Çocukların iç dünyası sandığımızdan çok daha zengin. Bir kapı çarpışında, bir gözyaşında, bazen de derin bir sessizlikte gizleniyor onların mesajları. Biz yetişkinler çoğu zaman “abartma, büyütme, ağlama” diyerek susturuyoruz onları. Ama her bastırılan duygu, bir düğüm oluyor içlerinde. O düğümler büyüdükçe çocukların kendilerini ifade etmesi zorlaşıyor.
Bilimsel araştırmalar bu noktada önemli bir gerçeği hatırlatıyor: Duygularını adlandırabilen çocukların beyninde ön frontal korteks daha sağlıklı gelişiyor.
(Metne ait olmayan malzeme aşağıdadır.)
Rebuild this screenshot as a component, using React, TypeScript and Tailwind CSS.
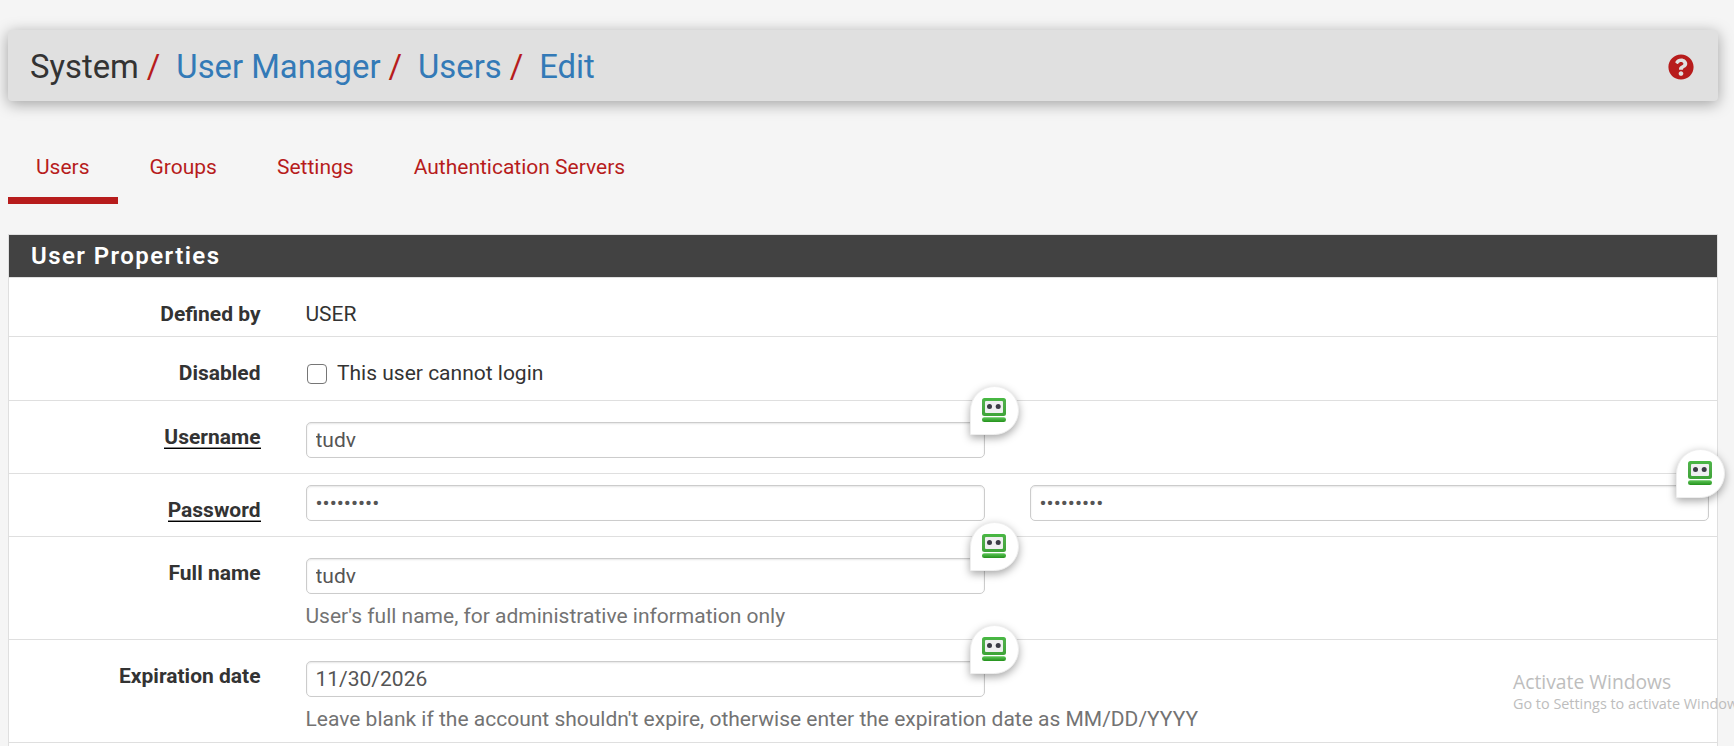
import type { ReactNode } from "react";
import { FaQuestionCircle } from "react-icons/fa";

const crumbs = ["User Manager", "Users", "Edit"];
const tabs = ["Users", "Groups", "Settings", "Authentication Servers"];

function FillBadge({ place }: { place: string }) {
  return (
    <button
      type="button"
      aria-label="Fill field"
      className={`absolute -top-[36px] z-10 flex h-[49px] w-[49px] items-center rounded-full rounded-bl-none border border-[#eeeeee] bg-white pl-[11px] shadow-[0_3px_8px_rgba(0,0,0,0.35)] ${place}`}
    >
      <svg width="24" height="24" viewBox="0 0 24 24" className="relative -top-px">
        <defs>
          <linearGradient id="frame" x1="0" y1="0" x2="0" y2="1">
            <stop offset="0" stopColor="#45b940" />
            <stop offset="0.25" stopColor="#4fae4a" />
            <stop offset="1" stopColor="#3ea437" />
          </linearGradient>
          <linearGradient id="base" x1="0" y1="0" x2="0" y2="1">
            <stop offset="0" stopColor="#5cc556" />
            <stop offset="1" stopColor="#24921c" />
          </linearGradient>
        </defs>
        <rect x="0" y="0" width="24" height="18" rx="2.5" fill="url(#frame)" />
        <rect x="3" y="3" width="18" height="12" rx="1" fill="#efeff0" />
        <circle cx="7.5" cy="8.5" r="2.5" fill="#3b3b45" />
        <circle cx="16.2" cy="8.5" r="2.5" fill="#3b3b45" />
        <rect x="0" y="19.3" width="24" height="4.7" rx="2.3" fill="url(#base)" />
      </svg>
    </button>
  );
}

function Field({
  value,
  type = "text",
  badge = "left-[664px]",
}: {
  value: string;
  type?: string;
  badge?: string | null;
}) {
  return (
    <div className="relative h-9 w-[679px] shrink-0">
      <input
        type={type}
        defaultValue={value}
        className="block h-9 w-full rounded-[5px] border border-[#cccccc] bg-white px-[9px] text-[21px] text-[#555555] shadow-[inset_0_1px_2px_rgba(0,0,0,0.1)] outline-none"
      />
      {badge && <FillBadge place={badge} />}
    </div>
  );
}

function Row({
  label,
  required = false,
  size,
  children,
}: {
  label: string;
  required?: boolean;
  size: string;
  children: ReactNode;
}) {
  return (
    <div className={`flex gap-[45px] border-b border-[#dfdfdf] ${size}`}>
      <div className="w-[251.5px] shrink-0 pt-[21px] text-right font-bold leading-[30px]">
        <span
          className={
            required
              ? "inline-block h-[27px] border-b border-black leading-[30px] shadow-[inset_0_-1px_0_#8a8a8a]"
              : ""
          }
        >
          {label}
        </span>
      </div>
      {children}
    </div>
  );
}

export default function App() {
  return (
    <div className="relative h-[746px] overflow-hidden bg-[#f5f5f5] pl-2 pr-4 pt-[30px] font-[Roboto,sans-serif] text-[21px] leading-[30px] text-[#333333]">
      <header className="flex h-[71px] items-center justify-between rounded-[4px] bg-[#e0e0e0] pl-[22px] pr-[24px] shadow-[0_3px_15px_rgba(0,0,0,0.35)]">
        <nav className="mt-[2px] flex items-center text-[32.8px]">
          <span>System</span>
          {crumbs.map((crumb) => (
            <span key={crumb} className="flex">
              <span className="pl-[8px] pr-[16px] text-[#b71c1c]">/</span>
              <a className="text-[#337ab7]">{crumb}</a>
            </span>
          ))}
        </nav>
        <FaQuestionCircle className="mt-[3px] size-[26px] text-[#b71c1c]" />
      </header>

      <ul className="mt-[33px] flex h-[70px] gap-[4px] text-[#b71c1c]">
        {tabs.map((tab, i) => (
          <li
            key={tab}
            className={`px-[28px] pt-[18px] ${i === 0 ? "border-b-[7px] border-[#b71c1c]" : ""}`}
          >
            {tab}
          </li>
        ))}
      </ul>

      <section className="mt-[30px] h-[530px] border border-[#dfdfdf] bg-white">
        <h2 className="h-[43px] border-b border-[#dfdfdf] bg-[#424242] pl-[22px] text-[24px] font-semibold leading-[42px] tracking-[1.42px] text-white">
          User Properties
        </h2>

        <Row label="Defined by" size="h-[59px]">
          <span className="pt-[21px]">USER</span>
        </Row>

        <Row label="Disabled" size="h-[64px]">
          <label className="flex items-start pt-[21px]">
            <input
              type="checkbox"
              className="ml-px mt-[6px] size-[20px] appearance-none rounded-[4px] border-[1.5px] border-[#767676] bg-white"
            />
            <span className="ml-[10.5px]">This user cannot login</span>
          </label>
        </Row>

        <Row label="Username" required size="h-[73px]">
          <div className="pt-[21px]">
            <Field value="tudv" />
          </div>
        </Row>

        <Row label="Password" required size="h-[63px]">
          <div className="flex gap-[45px] pt-[11px]">
            <Field type="password" value="secret123" badge={null} />
            <Field type="password" value="secret123" badge="left-[646px]" />
          </div>
        </Row>

        <Row label="Full name" size="h-[103px]">
          <div className="pt-[21px]">
            <Field value="tudv" />
            <p className="mt-[7px] text-[#737373]">User's full name, for administrative information only</p>
          </div>
        </Row>

        <Row label="Expiration date" size="h-[103px]">
          <div className="pt-[21px]">
            <Field value="11/30/2026" />
            <p className="mt-[7px] text-[#737373]">
              Leave blank if the account shouldn't expire, otherwise enter the expiration date as MM/DD/YYYY
            </p>
          </div>
        </Row>
      </section>

      <aside className="pointer-events-none absolute left-[1513px] top-[668px] whitespace-nowrap font-['Open_Sans',sans-serif] text-[#bdbdbd]">
        <p className="text-[19.3px] leading-7">Activate Windows</p>
        <p className="text-[14.4px] leading-4">Go to Settings to activate Windows.</p>
      </aside>
    </div>
  );
}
Yani bir çocuğun “kızgınım” demesi, sadece kelimelerden ibaret değil; aynı zamanda davranışlarını düzenleyebilme becerisi de kazandırıyor. Harvard Üniversitesi’nin bir araştırması, duygularını sözel olarak ifade edebilen çocukların, ergenlik ve gençlik yıllarında daha sağlam sosyal ilişkiler kurduğunu ve akran zorbalığına karşı daha dirençli olduklarını ortaya koyuyor.
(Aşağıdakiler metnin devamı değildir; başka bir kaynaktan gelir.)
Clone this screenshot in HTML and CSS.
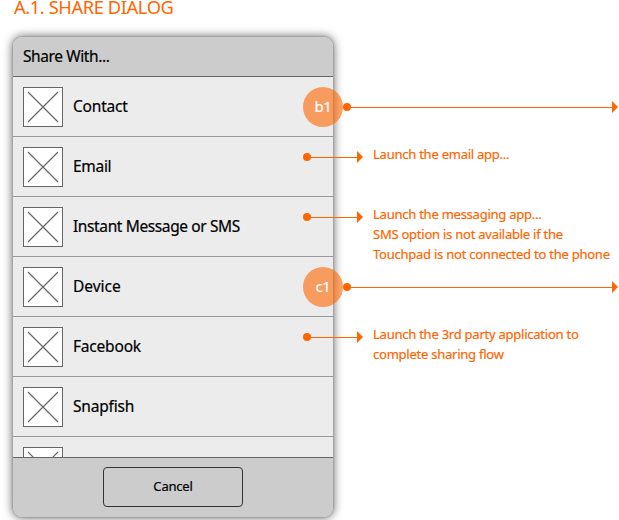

Psikoloji literatürü de bu bulguyu destekliyor. Duygularını bastıran çocuklarda ilerleyen yaşlarda kaygı bozukluğu, öfke kontrol sorunları ve iletişim güçlükleri daha sık görülüyor. Oysa “üzgünüm, korkuyorum, kırıldım” diyebilen çocukların özgüvenleri yükseliyor, empati becerileri gelişiyor. Yani çocukların duygularını ifade etmesine izin vermek, onların sadece bugünü değil; geleceğini de şekillendiriyor.
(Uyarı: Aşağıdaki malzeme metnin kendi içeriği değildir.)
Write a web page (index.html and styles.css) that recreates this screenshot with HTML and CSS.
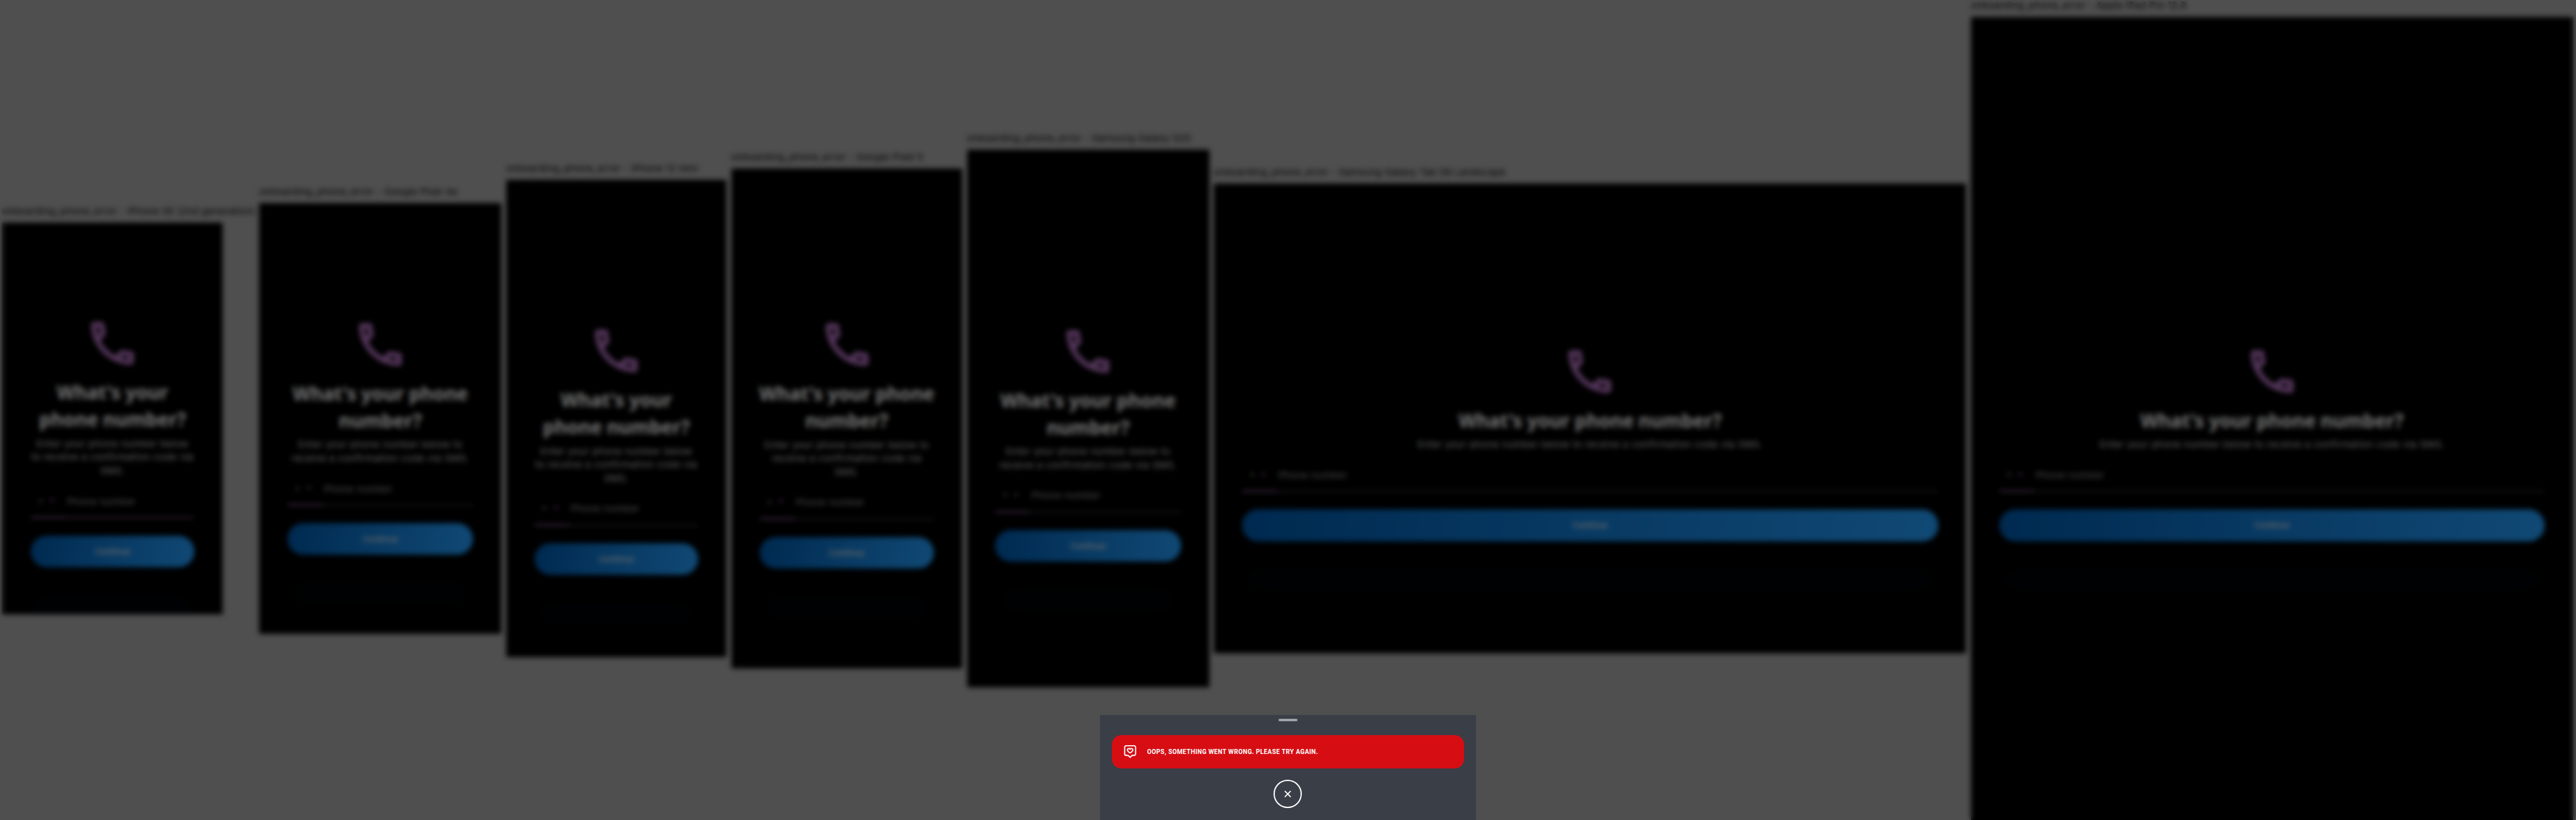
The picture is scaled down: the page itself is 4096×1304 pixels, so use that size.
FILE: index.html
```
<!DOCTYPE html>
<html lang="en">
<head>
<meta charset="utf-8">
<title>Onboarding phone error</title>
<link rel="stylesheet" href="styles.css">
</head>
<body>
<main class="stage">
  <div class="scenarios" id="scenarios"></div>
  <div class="barrier"></div>
  <section class="sheet">
    <div class="handle"></div>
    <div class="alert">
      <svg class="alert-icon" viewBox="0 0 24 24" fill="none" stroke="#fff" stroke-width="2" stroke-linejoin="round">
        <path d="M5 2h13.500a2.500 2.500 0 0 1 2.500 2.500v11.500a2.500 2.500 0 0 1-2.500 2.500h-3.300L11.750 21.800 8.300 18.500H5a2.500 2.500 0 0 1-2.500-2.500V4.500A2.500 2.500 0 0 1 5 2z"/>
        <path d="M11.750 14.200C9 12.500 7.100 11 7.100 9C7.100 6.500 10.300 5.900 11.750 8C13.200 5.900 16.400 6.500 16.400 9C16.400 11 14.500 12.500 11.750 14.200z"/>
      </svg>
      <span class="alert-text">OOPS, SOMETHING WENT WRONG. PLEASE TRY AGAIN.</span>
    </div>
    <button class="close" aria-label="Close">
      <svg viewBox="0 0 12 12" width="12" height="12" stroke="#fff" stroke-width="1.900" stroke-linecap="round"><path d="M1.500 1.500l9 9M10.500 1.500l-9 9"/></svg>
    </button>
  </section>
</main>
<script src="app.js"></script>
</body>
</html>
```
FILE: styles.css
```
html {
  background: #4f4f4f;
}
body {
  width: 4096px;
  height: 1304px;
  margin: 0;
  overflow: hidden;
  font-family: Inter, "Liberation Sans", sans-serif;
}
.stage {
  zoom: 0.9347;
  position: relative;
  width: 4382px;
  height: 1395px;
  overflow: hidden;
  background: #acacac;
}
.scenarios {
  display: flex;
  align-items: center;
  height: 1395px;
}
.scenario {
  flex: none;
  padding: 0 4px;
}
.scenario-first {
  width: 429px;
}
.label {
  height: 29px;
  box-sizing: border-box;
  font-size: 16px;
  line-height: 20px;
  letter-spacing: 0.42px;
  white-space: nowrap;
  color: #000;
}
.device {
  box-sizing: border-box;
  padding: 0 48px;
  overflow: hidden;
  background: #000;
}
.content {
  display: flex;
  flex-direction: column;
  align-items: center;
  text-align: center;
}
.phone-icon {
  display: block;
  width: 96px;
  height: 96px;
  fill: #c67ed5;
}
.title {
  margin: 12px -4px 0;
  font-family: "Noto Sans", sans-serif;
  font-weight: 700;
  font-size: 32px;
  line-height: 46px;
  letter-spacing: -0.1px;
  color: #fff;
}
.subtitle {
  margin: 8px -2px 0;
  font-size: 16px;
  line-height: 23px;
  letter-spacing: 0.58px;
  color: #d8d8d8;
}
.scenario:nth-child(4) .subtitle {
  margin-inline: 0;
}
.field {
  display: flex;
  align-self: stretch;
  height: 57px;
  margin-top: 11px;
  font-size: 16px;
  line-height: 59px;
  letter-spacing: 0.58px;
  text-align: left;
  color: #a4a4a4;
}
.prefix {
  display: flex;
  gap: 9px;
  align-items: center;
  width: 60px;
  padding-left: 12px;
  box-sizing: border-box;
  border-bottom: 2.2px solid #c67ed5;
}
.arrow {
  border: 5px solid transparent;
  border-top-color: #c67ed5;
  border-bottom: 0;
}
.number {
  flex: 1;
  padding-left: 2px;
  border-bottom: 1.1px solid #888;
}
.field-error .number {
  border-bottom: 2.2px solid #8d5c7e;
}
.continue {
  align-self: stretch;
  height: 54px;
  margin-top: 30px;
  border-radius: 27px;
  background: linear-gradient(100deg, #005bae, #24a0ff);
  box-shadow: 0 92px 24px rgba(0, 110, 160, 0.035);
  font-size: 14px;
  font-weight: 500;
  line-height: 55px;
  color: #e4e4e4;
}
.barrier {
  position: absolute;
  inset: 0;
  background: rgba(0, 0, 0, 0.54);
  backdrop-filter: blur(4.7px);
}
.sheet {
  position: absolute;
  left: 1871px;
  bottom: 0;
  display: flex;
  flex-direction: column;
  align-items: center;
  width: 640px;
  height: 179px;
  background: #3a3e47;
}
.handle {
  width: 32px;
  height: 4px;
  margin-top: 7px;
  border-radius: 2px;
  background: #9da3a6;
}
.alert {
  display: flex;
  align-items: center;
  gap: 16px;
  width: 600px;
  height: 56px;
  margin-top: 24px;
  padding-left: 20px;
  box-sizing: border-box;
  border-radius: 16px;
  background: #d60e14;
}
.alert-icon {
  width: 24px;
  height: 24px;
}
.alert-text {
  font-family: Roboto, sans-serif;
  font-size: 12px;
  font-weight: 700;
  letter-spacing: 0.5px;
  transform: scaleX(0.887);
  transform-origin: left center;
  color: #fff;
}
.close {
  display: flex;
  align-items: center;
  justify-content: center;
  width: 48px;
  height: 48px;
  margin-top: 20px;
  padding: 0;
  box-sizing: border-box;
  border: 2.2px solid #fff;
  border-radius: 50%;
  background: none;
}
```
FILE: app.js
```
const devices = [
  { name: "iPhone SE (2nd generation)", w: 375, h: 667, top: 158, error: true },
  { name: "Google Pixel 4a", w: 412, h: 732, top: 192 },
  { name: "iPhone 12 mini", w: 375, h: 812, top: 243 },
  { name: "Google Pixel 5", w: 393, h: 851, top: 252 },
  { name: "Samsung Galaxy S20", w: 412, h: 915, top: 295 },
  { name: "Samsung Galaxy Tab S8 Landscape", w: 1280, h: 800, top: 272 },
  { name: "Apple iPad Pro 12.9", w: 1024, h: 1366, top: 555 },
];

document.getElementById("scenarios").innerHTML = devices.map((d, i) => `
  <article class="scenario${i === 0 ? " scenario-first" : ""}">
    <div class="label">onboarding_phone_error - ${d.name}</div>
    <div class="device" style="width:${d.w}px;height:${d.h}px;padding-top:${d.top}px">
      <div class="content">
        <svg class="phone-icon" viewBox="0 0 24 24"><path d="M6.540 5c.060.890.210 1.760.450 2.590l-1.200 1.200c-.410-1.200-.670-2.470-.760-3.790h1.510m9.860 12.020c.850.240 1.720.390 2.600.450v1.490c-1.320-.090-2.590-.350-3.800-.750l1.200-1.190M7.500 3H4c-.550 0-1 .450-1 1 0 9.390 7.610 17 17 17 .550 0 1-.450 1-1v-3.490c0-.550-.450-1-1-1-1.240 0-2.450-.200-3.570-.570-.100-.040-.210-.050-.310-.050-.260 0-.510.100-.710.290l-2.200 2.200c-2.830-1.450-5.150-3.760-6.590-6.590l2.200-2.200c.280-.280.360-.670.250-1.020C8.700 6.450 8.500 5.250 8.500 4c0-.550-.450-1-1-1z"/></svg>
        <h1 class="title">What's your phone number?</h1>
        <p class="subtitle">Enter your phone number below to${d.w < 380 ? "&nbsp;" : " "}receive a confirmation code via SMS.</p>
        <div class="field${d.error ? " field-error" : ""}">
          <div class="prefix"><span>+</span><i class="arrow"></i></div>
          <div class="number">Phone number</div>
        </div>
        <div class="continue">Continue</div>
      </div>
    </div>
  </article>`).join("");
```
Burada biz yetişkinlere büyük sorumluluk düşüyor. Çocuk, öfkeyle kapıyı çarptığında “saygısızlık yapma” demek yerine “çok sinirli görünüyorsun, ne oldu?” diyebilmek… Ağladığında “ağlama, güçlü ol” yerine “üzgün olduğunu görüyorum, istersen konuşabiliriz” diyebilmek… İşte bu küçük cümleler, bir çocuğun iç dünyasında devrim yaratıyor. Çünkü çocuk için en büyük rahatlama, hislerinin anlaşılmasıdır.
Unutmayalım: Duygularını söyleyemeyen çocuk, susarak büyür. Susarak büyüyen çocuk ise kalabalıklar içinde bile kendini yalnız hisseder.
Belki de biz yetişkinlerin onlardan öğrenmesi gereken bir şey var: Hissettiğini söylemek, zayıflık değil; en büyük güçtür. Ve çocukların sesi duyulduğunda, aslında hepimizin içindeki çocuk biraz daha özgürleşir.